Global Affairs is an interdisciplinary field of study that investigates the relationships among states, economies and societies. The goal of the Global Affairs (GA) major is to prepare interdisciplinary critical thinkers on the processes of globalisation and international interconnectedness. Students will demonstrate keen understanding of theories, models and structures seeking to explain transboundary challenges associated with migration, environment, security, political economy and development from a mix of academic perspectives. The Global Affairs major provides an academic programme that culminates in a capstone project, through which students will develop skills in critical thinking; systematic analysis; problem solving; written and oral communication; and information literacy. The major aims to produce graduates who are highly competitive with respect to relevant job markets and graduate school admissions.
The Global Affairs major is comprised of nine courses and a capstone that will count as two additional courses. Students may count up to two cross-registered courses toward their GA Major. Students can count one language course toward their major if it applies to their capstone research project. Students must take at least two 4000-level courses.
Students Must Complete Four Required Courses for the Global Affairs Major (Class of 2018 onwards):
Class of 2018 Structure and requirements for completion of the GA Major
Class of 2019 Onward: Structures and Requirements for GA Major
To earn a minor in a Yale-NUS major, a student must complete:
Students choosing to minor in Global Affairs must take the following courses:
Global Affairs minors cannot gain credit for language study.
Required Course Descriptions: Students must take Introduction to Global Affairs as a pre-requisite to the major but can take it simultaneously with any of the Global Affairs core courses. Non-GA majors would not be excluded from this course but preference will be given to declared majors.

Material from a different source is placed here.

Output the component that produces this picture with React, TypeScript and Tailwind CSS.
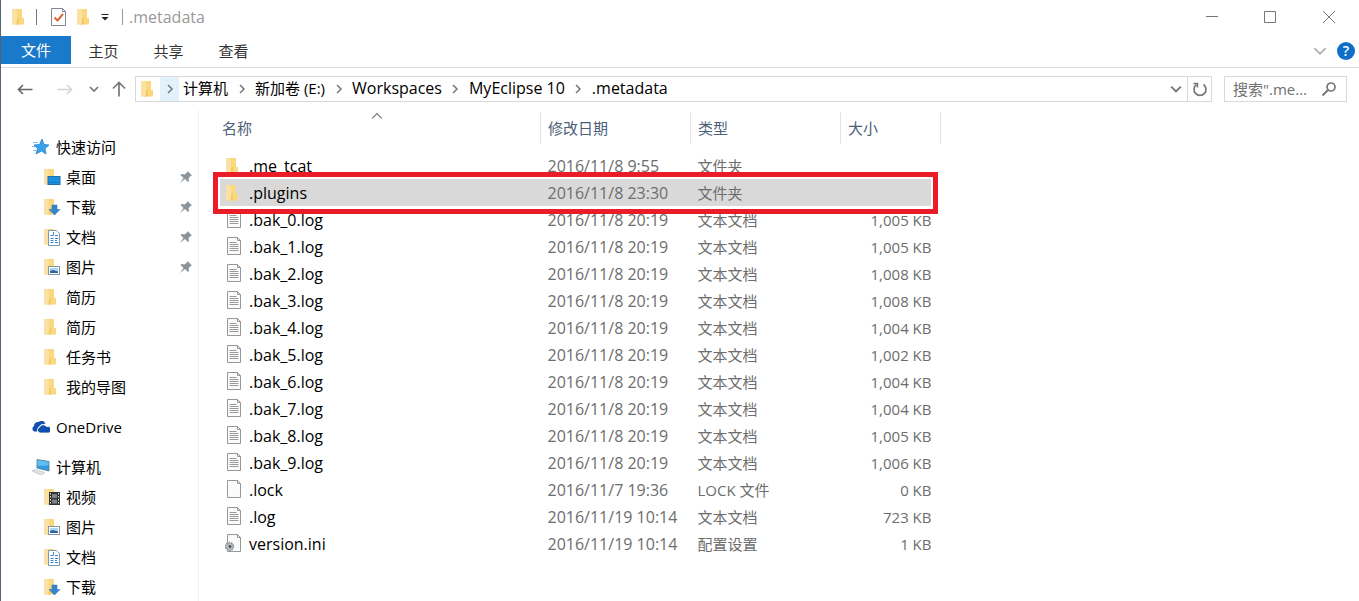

Introduction to Global Affairs: YSS2224 Introduction to Global Affairs: This course introduces students to the key theories, issues and challenges in Global Affairs. Students considering majoring or minoring in Global Affairs, or those seeking greater knowledge about how the world works, should take this course. Students will learn about the networks and pathways of globalisation. They will learn about the international system, theories of inequality and development, and about key State and non-state actors in Global Affairs. An interdisciplinary approach to understanding transboundary problems such as climate change, human trafficking, and security, is applied. Students will also gain skills in how to critically assess global news sources on current issues and how to write about contemporary issues while integrating a historical context. Key skills in problem solving and oral communication will also be developed through an infographic research assignment. Assessment: Class Participation/Reading Summaries; Class Debate; Infographic Assignment; Map quiz; Final Exam.
Methods in the Social Sciences: This course equips students with basic skills in both quantitative and qualitative research approaches. Students will be introduced to mixed-methods research in the social sciences, focusing on five primary techniques: Survey methodology, quantitative data analysis, participant observation, in-depth interviewing, and textual analysis. This will be essential preparation before students embark on their capstone projects and will provide a strong foundation for more advanced methodology courses they may take in subsequent semesters. This course is to be taken in Year 2 or 3. Students must have completed Quantitative Reasoning as a prerequisite.
Majors choose at least TWO of the following SIX core courses:
International Relations: This course provides an overview of the evolution and history of international politics. Students taking this course will survey some of the major issues that are the terrain of international politics, from war to the proliferation of weapons of mass destruction, to international trade and finance, to the management of international and intergovernmental organisations. Students will also be introduced to various theories that seek to explain international politics, including realism/neo-realism, different systems theories (anarchy vs. balance of power), and rational choice theory.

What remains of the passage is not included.